• [TASK DETAILS]: Skip all pictures, then copy the lines from the start of the data through the line with "ChevronLeft, ChevronRight, ChevronDown", keeping both ends.

• [GIVEN DATA]:
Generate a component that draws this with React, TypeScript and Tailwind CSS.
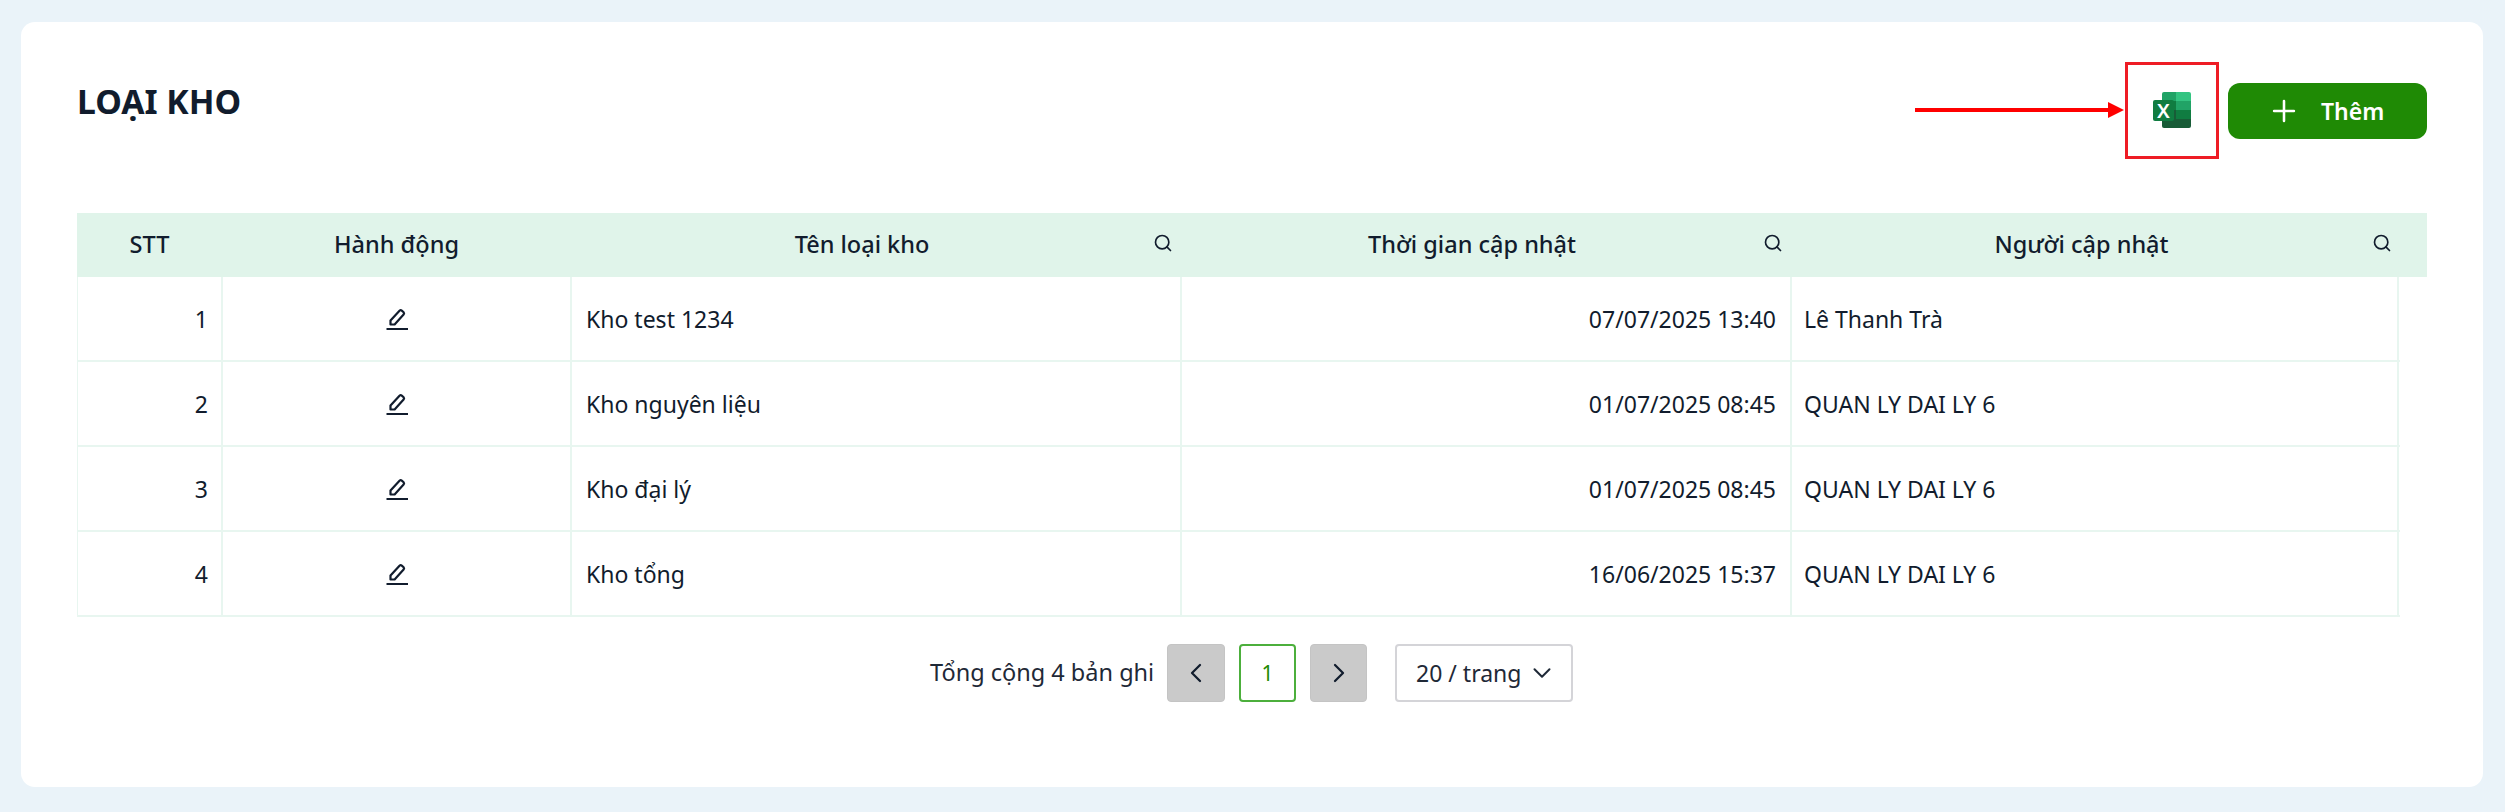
import React from "react";
import { Search, Plus, ChevronLeft, ChevronRight, ChevronDown } from "lucide-react";

const headCols = "grid grid-cols-[145px_349px_610px_610px_609px]";
const bodyCols = "grid grid-cols-[145px_349px_610px_610px_607px]";
const rows = [
  ["1", "Kho test 1234", "07/07/2025 13:40", "Lê Thanh Trà"],
  ["2", "Kho nguyên liệu", "01/07/2025 08:45", "QUAN LY DAI LY 6"],
  ["3", "Kho đại lý", "01/07/2025 08:45", "QUAN LY DAI LY 6"],
  ["4", "Kho tổng", "16/06/2025 15:37", "QUAN LY DAI LY 6"],
];

function Pencil() {
  return (
    <svg width="24" height="24" viewBox="0 0 24 24" fill="none" stroke="#111c2d" strokeWidth="2.2" strokeLinejoin="round">
      <path d="M5.5 17.5 L5.5 13.5 L14.5 3.8 Q15.6 2.8 16.8 3.6 L18.6 5.2 Q19.6 6.4 18.6 7.6 L9.6 17.5 Z" />
      <path d="M1.5 22 H23" strokeWidth="2" />
    </svg>
  );
}

function Excel() {
  return (
    <svg width="38" height="36" viewBox="0 0 38 36">
      <path d="M9 2 Q9 0 11 0 H23 V9 H9 Z" fill="#21a366" />
      <path d="M23 0 H36 Q38 0 38 2 V9 H23 Z" fill="#33c481" />
      <rect x="9" y="9" width="14" height="9" fill="#107c41" />
      <rect x="23" y="9" width="15" height="9" fill="#21a366" />
      <rect x="9" y="18" width="14" height="9" fill="#185c37" />
      <rect x="23" y="18" width="15" height="9" fill="#107c41" />
      <path d="M9 27 H38 V34 Q38 36 36 36 H11 Q9 36 9 34 Z" fill="#185c37" />
      <rect x="0" y="8" width="21" height="21" rx="2" fill="#107c41" />
      <text x="10.5" y="25.5" textAnchor="middle" fill="#ffffff" fontSize="20" fontWeight="600" fontFamily="'Noto Sans', sans-serif">X</text>
    </svg>
  );
}

function HeadCell({ label, search }: { label: string; search?: boolean }) {
  return (
    <div className={`relative flex items-center justify-center font-medium text-[23.5px] ${search ? "pr-[28px]" : ""}`}>
      <span>{label}</span>
      {search && <Search size={20} strokeWidth={2} className="absolute right-[8px] top-[20px] text-[#111c2d]" />}
    </div>
  );
}

export default function App() {
  return (
    <div className="h-[812px] bg-[#eaf3f9] pt-[22px] pr-[22px] pb-[25px] pl-[21px] text-[#111c2d] text-[23px] font-['Noto_Sans',sans-serif] leading-none">
      <div className="relative h-[765px] rounded-[14px] bg-white pt-[61px] pr-[56px] pl-[56px]">
        <div className="flex h-[56px] items-center justify-between">
          <h1 className="m-0 -mt-[18px] text-[33.7px] font-bold text-[#111c2d]">LOẠI KHO</h1>
          <div className="relative flex items-center gap-[9px]">
            <div className="absolute left-[-210px] top-[25px] h-[4px] w-[195px] bg-[#ff0000]" />
            <div className="absolute left-[-17px] top-[19px] h-0 w-0 border-y-[8px] border-l-[16px] border-y-transparent border-l-[#ff0000]" />
            <div className="-my-[21px] -translate-y-px flex h-[97px] w-[94px] items-center justify-center border-[3px] border-[#ee1c25]">
              <Excel />
            </div>
            <button className="flex h-[56px] w-[199px] items-center rounded-[12px] bg-[#1f8a05] pl-[39px] text-[23px] font-semibold text-white">
              <Plus size={34} strokeWidth={1.8} className="mr-[20px]" />
              <span>Thêm</span>
            </button>
          </div>
        </div>

        <div className="mt-[74px]">
          <div className="flex h-[64px] bg-[#e0f4ea]">
            <div className={`${headCols} w-[2323px]`}>
              <HeadCell label="STT" />
              <HeadCell label="Hành động" />
              <HeadCell label="Tên loại kho" search />
              <HeadCell label="Thời gian cập nhật" search />
              <HeadCell label="Người cập nhật" search />
            </div>
          </div>
          <div className="w-[2323px] border-l border-[#e8f6f0]">
            {rows.map((r) => (
              <div key={r[0]} className={`${bodyCols} h-[85px] border-b-2 border-[#e8f6f0]`}>
                <div className="flex items-center justify-end border-r-2 border-[#e8f6f0] pt-[2px] pr-[13px]">{r[0]}</div>
                <div className="flex items-center justify-center border-r-2 border-[#e8f6f0]"><Pencil /></div>
                <div className="flex items-center border-r-2 border-[#e8f6f0] pt-[2px] pl-[14px]">{r[1]}</div>
                <div className="flex items-center justify-end border-r-2 border-[#e8f6f0] pt-[2px] pr-[14px]">{r[2]}</div>
                <div className="flex items-center border-r-2 border-[#e8f6f0] pt-[2px] pl-[12px]">{r[3]}</div>
              </div>
            ))}
          </div>
        </div>

        <div className="mt-[27px] flex h-[58px] items-center pl-[853px]">
          <span className="mr-[15px] w-[222px] whitespace-nowrap text-[23.5px] text-[#1f2937]">Tổng cộng 4 bản ghi</span>
          <div className="flex h-[58px] w-[58px] items-center justify-center rounded-[4px] border border-[#c4c4c4] bg-[#cacaca]"><ChevronLeft size={32} strokeWidth={1.7} /></div>
          <div className="ml-[14px] flex h-[58px] w-[57px] items-center justify-center rounded-[4px] border-2 border-[#4caf3c] text-[#1f8a05] text-[21px]">1</div>
          <div className="ml-[14px] flex h-[58px] w-[57px] items-center justify-center rounded-[4px] border border-[#c4c4c4] bg-[#cacaca]"><ChevronRight size={32} strokeWidth={1.7} /></div>
          <div className="ml-[28px] flex h-[58px] w-[178px] items-center rounded-[4px] border-2 border-[#d4d4d8] pl-[19px] text-[#1f2937]">
            <span className="whitespace-nowrap">20 / trang</span>
            <ChevronDown size={30} strokeWidth={1.6} className="ml-[6px]" />
          </div>
        </div>
      </div>
    </div>
  );
}
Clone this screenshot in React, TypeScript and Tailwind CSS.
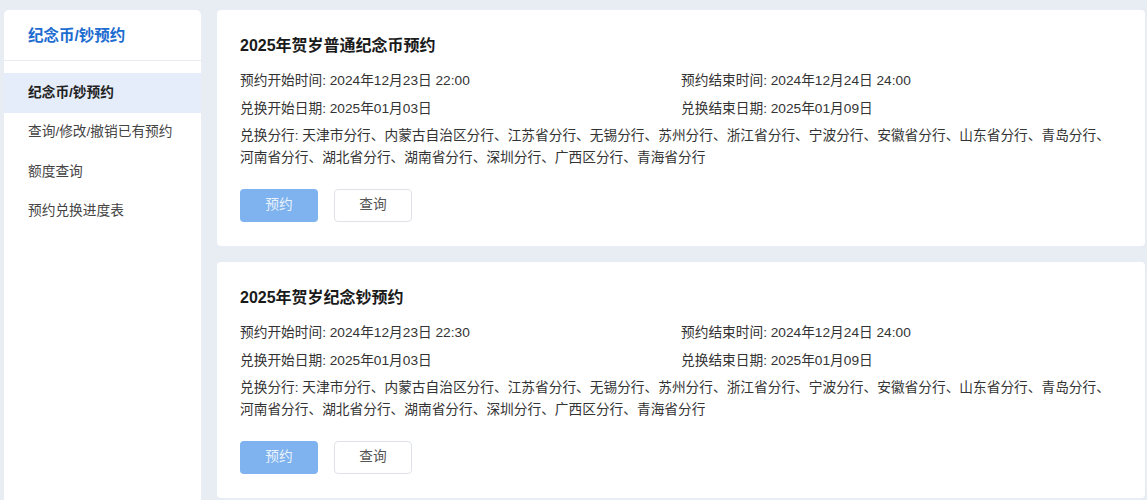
const FONT = { fontFamily: '"Liberation Sans", "Noto Sans CJK SC", sans-serif' }

const menu = ['纪念币/钞预约', '查询/修改/撤销已有预约', '额度查询', '预约兑换进度表']

const branches =
  '天津市分行、内蒙古自治区分行、江苏省分行、无锡分行、苏州分行、浙江省分行、宁波分行、安徽省分行、山东省分行、青岛分行、河南省分行、湖北省分行、湖南省分行、深圳分行、广西区分行、青海省分行'

const items = [
  {
    title: '2025年贺岁普通纪念币预约',
    start: '2024年12月23日 22:00',
    end: '2024年12月24日 24:00',
    exStart: '2025年01月03日',
    exEnd: '2025年01月09日',
  },
  {
    title: '2025年贺岁纪念钞预约',
    start: '2024年12月23日 22:30',
    end: '2024年12月24日 24:00',
    exStart: '2025年01月03日',
    exEnd: '2025年01月09日',
  },
]

function Sidebar() {
  return (
    <aside className="w-[197px] shrink-0 rounded-t-[5px] bg-white">
      <div className="flex h-[51px] items-center border-b border-[#e8ecf1] px-6 pt-[2px]">
        <span className="text-[15.5px] font-bold text-[#1d6ccf]">纪念币/钞预约</span>
      </div>
      <nav className="mt-[12px]">
        {menu.map((m, i) => (
          <div
            key={m}
            className={
              i === 0
                ? 'flex h-[39.5px] items-center bg-[#e4edf9] px-6 pt-[1px] text-[13.7px] font-bold text-[#222]'
                : 'flex h-[39.5px] items-center px-6 pt-[1px] text-[13.7px] text-[#444]'
            }
          >
            {m}
          </div>
        ))}
      </nav>
    </aside>
  )
}

function Card({ item }: { item: (typeof items)[number] }) {
  return (
    <section className="rounded-[4px] bg-white px-[23px] pb-[24px] pt-[25px]">
      <h2 className="text-[16px] font-bold leading-[22px] text-[#1a1a1a]">{item.title}</h2>
      <div className="mt-[13px] grid grid-cols-2 gap-y-[6px] text-[13.7px] leading-[22px] text-[#333]">
        <div>预约开始时间: {item.start}</div>
        <div>预约结束时间: {item.end}</div>
        <div>兑换开始日期: {item.exStart}</div>
        <div>兑换结束日期: {item.exEnd}</div>
      </div>
      <p className="mt-[5px] text-[13.7px] leading-[22px] text-[#333]">兑换分行: {branches}</p>
      <div className="mt-[20px] flex gap-4">
        <button className="h-[33px] w-[78px] rounded-[4px] bg-[#7fb3ef] text-[13.7px] text-[#eaf2fd]">
          预约
        </button>
        <button className="h-[33px] w-[78px] rounded-[4px] border border-[#dfe3e8] bg-white text-[13.7px] text-[#555]">
          查询
        </button>
      </div>
    </section>
  )
}

export default function App() {
  return (
    <div className="flex h-[500px] gap-4 overflow-hidden bg-[#e8edf3] pl-[4px] pr-[2px] pt-[10px]" style={FONT}>
      <Sidebar />
      <main className="flex flex-1 flex-col gap-4">
        {items.map((it) => (
          <Card key={it.title} item={it} />
        ))}
      </main>
    </div>
  )
}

• [EXERCISE ANSWER]:
Generate a component that draws this with React, TypeScript and Tailwind CSS.
import React from "react";
import { Search, Plus, ChevronLeft, ChevronRight, ChevronDown } from "lucide-react";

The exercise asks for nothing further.